Buenos Aires and Rosario Railway
- Full name: Buenos Aires and Rosario Railway Athletic Club
- Founded: 1888
- Dissolved: 1896; 130 years ago (merged to form Belgrano Athletic Club)
- Ground: Campana
- President: G. Hunt
- League: Primera División
- 1893: 5th

= Buenos Aires and Rosario Railway A.C. =

The Buenos Aires and Rosario Railway Athletic Club was a sports club established by workers of the homonymous railway company that operated in center and northern Argentina by then.

The club had football pitch located in the neighbourhood of Belgrano, Buenos Aires, and also in the city of Campana, distant 75 km from the capital city. BA&RR was also a predecessor of current Belgrano Athletic Club.

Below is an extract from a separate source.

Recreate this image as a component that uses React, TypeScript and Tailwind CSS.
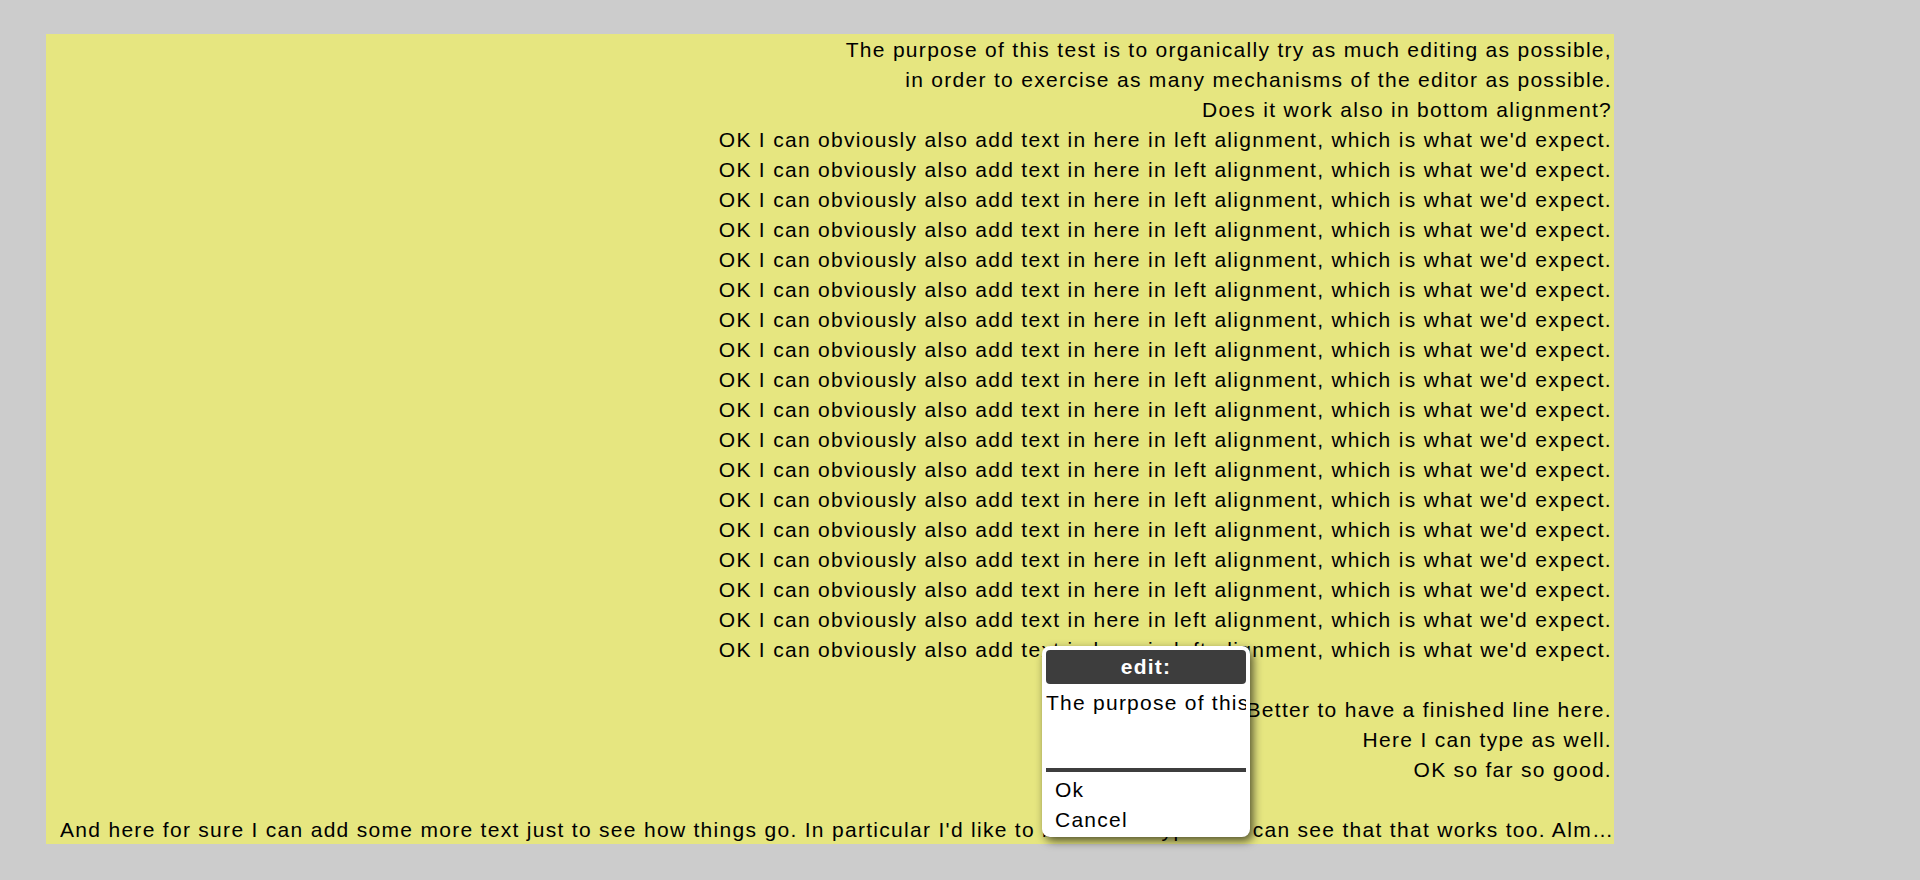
import React from "react";

const okLine = "OK I can obviously also add text in here in left alignment, which is what we'd expect.";

const topLines = [
  "The purpose of this test is to organically try as much editing as possible,",
  "in order to exercise as many mechanisms of the editor as possible.",
  "Does it work also in bottom alignment?",
  ...Array.from({ length: 18 }, () => okLine),
];

const midLines = [
  "Better to have a finished line here.",
  "Here I can type as well.",
  "OK so far so good.",
];

export default function App() {
  return (
    <div className="min-h-screen bg-[#cccccc] pt-[34px] pl-[46px] font-['Liberation_Sans',Arial,sans-serif]">
      <div className="relative w-[1568px] h-[810px] bg-[#e6e680] text-right text-[21px] tracking-[1.3px] leading-[30px] text-black pt-[1px] pl-[14px] pr-[2px]">
        {/* document lines */}
        {topLines.map((line, idx) => (
          <div key={idx}>{line}</div>
        ))}
        <div>&nbsp;</div>
        {midLines.map((line, idx) => (
          <div key={idx}>{line}</div>
        ))}
        <div>&nbsp;</div>
        <div className="text-left whitespace-nowrap overflow-hidden">
          And here for sure I can add some more text just to see how things go. In particular I'd like to be able to type so I can see that that works too. Alm…
        </div>

        {/* EDIT POPUP */}
        <div className="absolute left-[996px] top-[612px] w-[208px] h-[191px] bg-white rounded-[8px] p-[4px] text-left tracking-[1.25px] shadow-[3px_4px_10px_rgba(0,0,0,0.65)]">
          <div className="h-[34px] rounded-[4px] bg-[#3d3d3d] text-white font-bold text-center leading-[34px]">
            edit:
          </div>
          <div className="mt-[4px] h-[80px] overflow-hidden whitespace-nowrap">
            The purpose of this test is to organically try as much editing as possible,
          </div>
          <div className="h-[4px] bg-[#3d3d3d]" />
          <div className="pt-[3px] pl-[9px]">
            <div>Ok</div>
            <div>Cancel</div>
          </div>
        </div>
      </div>
    </div>
  );
}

According with the list of clubs published on periodical River Plate Sport & Pastime in 1893, the colors of the club were yellow and black. On the other hand, British-origin newspaper The Standard stated in August 1888 that sports practised at BA&RR were football, cricket, and tennis.

== History ==
According to existing records, the club played its first football match in August 1888 v 'Ferrocarril del Sud Club' (another railway team, formed by workers of Buenos Aires Great Southern Railway), that is taken as the date of establishment of BA&RR. That game is also recognised as the first football match played in the history of Campana, while the BA&RR is regarded as the first club formed in the city. Although there are no records about the exact location of the BA&RR field, it is believed it was at the north of the city, near the railway workshops and the Paraná River, on the same place where the Campana Boat Club is located nowadays. The BA&RR rented a land on Virrey del Pino and Superí in the neighborhood of Belgrano, Buenos Aires, where the club played its home games, apart from Campana.

The BA&RR team was one of the four that took part in the first Argentine Primera División championship (which was also the first official competition outside the United Kingdom) held in 1891. During that inaugural season, BA&R played 8 matches, with 2 wins and 4 loses.

In the 1893 championship (the 2nd season so no tournament was held in 1892), BA&R made a poor campaign finishing last with no wins and 6 loses within 8 matches. The team did not participate in the 1894 and 1895 seasons, and in 1896 some members of the club merged with St. Lawrence Club (a neighbour institution which had been formed shortime ago) to form Belgrano Athletic Club, which took over the land (and field) rented by the BA&RR on Virrey del Pino and Superí to set their headquarters.